In case you’ve never heard of Hadoop (or if you have but never quite worked out what it is), in simple terms it’s the framework used to process multiple data sets in batches across numerous servers. It originated from Google’s own MapReduce data tool, which still powers it, but has since grown into a much bigger open-source project under the non-profit Apache Software Foundation, with various vendors selling their own versions.
But now Google is implying that Hadoop has passed its use-by date. At the company’s I/O conference last week, senior vice-president of technical infrastructure Urs Hölzle said: “We don’t really use MapReduce anymore”.
He used the keynote speech to introduce Google Cloud Dataflow, which, it is claimed, is better at analysing data on the fly rather than in batches, producing real-time rather than retrospective insights. To illustrate the practical implications a demonstration showed how, by processing around 400 new tweets each second (which is apparently more impressive than it sounds), Cloud Dataflow could chart sentiment towards the Brazilian football team dropping after the dubiously awarded penalty in their first World Cup game against Croatia.

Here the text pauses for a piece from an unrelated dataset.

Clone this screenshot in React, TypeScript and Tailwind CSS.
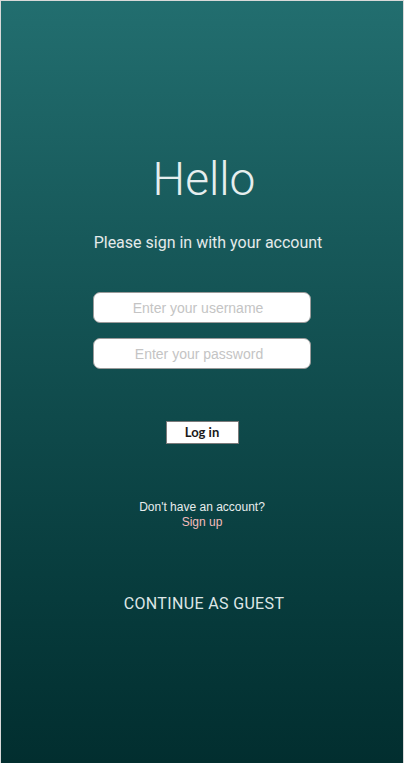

However (there’s always a ‘however’ in ‘big data’), as if to contradict its own shift away from the existing big data standards, Google Capital then promptly led a new $110m (£64m) funding round for technology vendor MapR, which builds Hadoop systems for companies. That would tend to suggest a commitment to the status quo.
Google’s intentions are, as ever, a mystery to anyone but itself. It could be that the Cloud Dataflow launch is an attempt to phase out open-source Hadoop in favour of something Google can retain greater control over – big data didn’t seem such a big business opportunity when it let MapReduce out into the world. Or it could simply be that its new offering will be a complement to what already exists, ‘with added real-time’.
It’s at times like this that it becomes apparent why marketers and IT professionals have such a symbiotic relationship today. As a marketer, you’ll know just how valuable it could be to perform automated real-time analysis on the data you use, while your IT colleagues will be the ones to tell you how much it’s going to cost and whether the technology is worth the hype.
Is yours the kind of brand that would benefit from seeing, up to the second, how people are feeling and timing your messages to take advantage? If so, you should at least be aware of what’s becoming possible.